Nonetheless, we all instinctively “know” what a LCC is, even if the dictionary definition comes up short. A certain gentleman has been largely responsible for this perception… And I challenge you to name the CEO of any other airline.
Your second thought? Me too… I couldn’t really think of one without resorting to Google (Sir Richard and Willie Walsh no longer qualify as CEOs)…
Many people love a good moan (although they might not admit it), with a certain UK newspaper doing excellent business reporting stories of woe. And airlines are a great target for a good moan. Whether it’s flight delays, overbooking or cramped seating, one often wonders why we fly away on holiday, when we seem to complain about it so much. I suspect that Misters O’Leary and Cruz have discovered something really quite simple – we don’t need to love an airline to take out our debit card (credit would cost extra!) and buy the cheapest ticket available. And most once-or-twice-a-year flyers simply do not care which logo is painted on the plane, much less concern themselves with positioning to Stockholm for a Qatar Airways flight in Business Class that still costs more than an Economy ticket. So any chance for the airline to cut costs is an opportunity to lower fares and attract more business (and/or increase profits).
I refuse to play along, unless I absolutely have no alternative for the city pair I require. If I have a truly bad experience with an airline, I make every effort to avoid sending more of my “hard earned” in their direction. So I bear my grudges for a bit longer! Decades in fact. So, for your amusement this weekend, I decided to share some of my worst LCC experiences.
The airline we all love to hate (except Joe, who loves to fly to Portugal cheaply).

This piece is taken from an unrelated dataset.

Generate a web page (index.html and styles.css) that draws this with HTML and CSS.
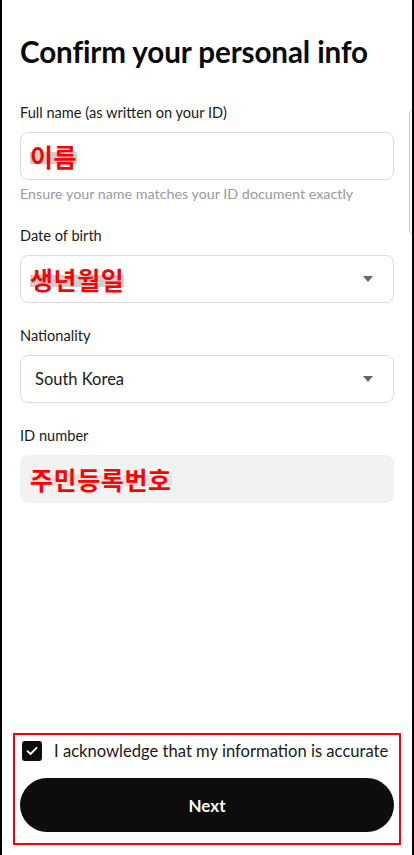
FILE: index.html
```html
<!DOCTYPE html>
<html lang="en">
<head>
  <meta charset="UTF-8">
  <meta name="viewport" content="width=device-width, initial-scale=1.0">
  <title>Confirm your personal info</title>
  <link rel="stylesheet" href="styles.css">
</head>
<body>
  <div class="screen">
    <div class="side-tab"></div>
    <div class="content">
      <h1 class="title">Confirm your personal info</h1>

      <div class="field">
        <label class="label">Full name (as written on your ID)</label>
        <div class="input">
          <span class="mask">이름</span>
        </div>
        <p class="hint">Ensure your name matches your ID document exactly</p>
      </div>

      <div class="field">
        <label class="label">Date of birth</label>
        <div class="input select">
          <span class="mask">생년월일</span>
          <span class="arrow"></span>
        </div>
      </div>

      <div class="field">
        <label class="label">Nationality</label>
        <div class="input select">
          <span class="value">South Korea</span>
          <span class="arrow"></span>
        </div>
      </div>

      <div class="field">
        <label class="label">ID number</label>
        <div class="input disabled">
          <span class="mask mask--light">주민등록번호</span>
        </div>
      </div>
    </div>

    <div class="footer">
      <label class="agree">
        <span class="checkbox">
          <svg width="12" height="10" viewBox="0 0 12 10"><path d="M1.5 5.2 L4.5 8 L10.5 1.8" fill="none" stroke="#fff" stroke-width="1.8" stroke-linecap="round" stroke-linejoin="round"/></svg>
        </span>
        <span class="agree-text">I acknowledge that my information is accurate</span>
      </label>
      <button class="next-btn">Next</button>
    </div>
  </div>
</body>
</html>
```

FILE: styles.css
```css
* {
  box-sizing: border-box;
}
body {
  margin: 0;
  background: #fff;
  font-family: "Lato", "Noto Sans CJK KR", sans-serif;
  color: #111;
}
.screen {
  position: relative;
  width: 414px;
  height: 855px;
  border-left: 2px solid #000;
  border-right: 2px solid #000;
  display: flex;
  flex-direction: column;
  overflow: hidden;
}
.side-tab {
  position: absolute;
  left: 407px;
  top: 108px;
  width: 20px;
  height: 128px;
  border: 1.5px solid #ccc;
  border-radius: 6px;
}
.content {
  padding: 34px 18px 0 18px;
}
.title {
  margin: 0 0 34px 0;
  font-size: 29.6px;
  font-weight: 700;
  letter-spacing: -0.1px;
  line-height: 36px;
  color: #0a0a0a;
}
.field {
  margin-bottom: 24px;
}
.label {
  display: block;
  font-size: 14.6px;
  line-height: 18px;
  color: #1a1a1a;
  margin-bottom: 10px;
}
.input {
  height: 48px;
  border: 1.5px solid #dcdcdc;
  border-radius: 8px;
  display: flex;
  align-items: center;
  padding: 0 12px 0 9px;
}
.select {
  justify-content: space-between;
}
.disabled {
  background: #f2f2f2;
  border-color: #f2f2f2;
}
.mask {
  font-family: "Noto Sans CJK KR", sans-serif;
  font-weight: 700;
  font-size: 25px;
  line-height: 28px;
  color: #ff0000;
  letter-spacing: 0.6px;
  background: linear-gradient(to bottom, transparent 35%, #cfcfcf 35%, #cfcfcf 80%, transparent 80%);
}
.mask--light {
  background: linear-gradient(to bottom, transparent 35%, #e4e4e4 35%, #e4e4e4 75%, transparent 75%);
}
.value {
  font-size: 16.5px;
  color: #1a1a1a;
  padding-left: 5px;
}
.arrow {
  width: 0;
  height: 0;
  border-left: 5px solid transparent;
  border-right: 5px solid transparent;
  border-top: 6px solid #666;
  margin-right: 8px;
}
.hint {
  margin: 5px 0 0 0;
  font-size: 14.3px;
  line-height: 18px;
  color: #9a9a9a;
}
.footer {
  margin: auto 11px 10px 11px;
  border: 2px solid #ff0000;
  padding: 4px 5px 11px 5px;
}
.agree {
  display: flex;
  align-items: center;
  gap: 12px;
  padding-left: 2px;
  height: 24px;
}
.checkbox {
  width: 20px;
  height: 20px;
  background: #0d0d0d;
  border-radius: 3px;
  display: flex;
  align-items: center;
  justify-content: center;
}
.agree-text {
  font-size: 16.6px;
  color: #1a1a1a;
}
.next-btn {
  display: block;
  width: 100%;
  height: 54px;
  margin-top: 15px;
  border: none;
  border-radius: 27px;
  background: #0d0d0d;
  color: #fff;
  font-family: "Lato", sans-serif;
  font-weight: 700;
  font-size: 17px;
}
```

My last experience with Ryanair came, believe it or not, more than ten years ago. A work colleague and I were going to fly from London to Sardinia, and meet an Italian friend there for a weekend away. A conference call that ran a bit late, a slight miscalculation about how long it would take to walk from the office over to Liverpool Street station and how long the Stansted Express would take… resulted in our arrival five minutes late for check-in. (this was well before today’s print-your-own-boarding-pass system – back then boarding was a free-for-all but you were organised into groups based on your arrival time to the airport, unless you paid extra for Priority Boarding of course…)
After denying our check-in, we were cheerfully informed by the agent that we could spend £200 per person to fly the next day at 6 a.m. My response is obviously unfit for publication… I’m sure that if this was a genuine moan I would receive lots of feedback about arriving on-time, it was our own fault, bla bla bla… But that’s not the point of the story.
I suggested to my friend that we at least grab a pint or two and dinner before braving the Stansted Express back to London. So, perhaps 90 minutes later we started to exit the airport when I chanced upon the Departures information screen. Lo and behold, the flight to Sardinia had been massively delayed and still had not departed. Not only had we never been in any danger of missing our flight, we could STILL make our flight.
A second attempt at check-in resulted in the same answer. At that point, I realised that Ryanair were stiffing us, SIMPLY BECAUSE THEY COULD! And since then, I’ve never paid Ryanair a pence or euro cent, simply because I refuse to!
If you travel around Asia, you might have come across Air Asia. Substantially cheaper than the traditional Asian mainline carriers, I had booked several flights with Air Asia for a backpacking trip with my partner around Southeast Asia a few years ago. On our first couple of flights, we were slightly overweight with our checked luggage and were forced to be “those people” embarrassing themselves by repacking in public, wearing three layers of clothing and stuffing more than should be logistically possible into a carry-on backpack.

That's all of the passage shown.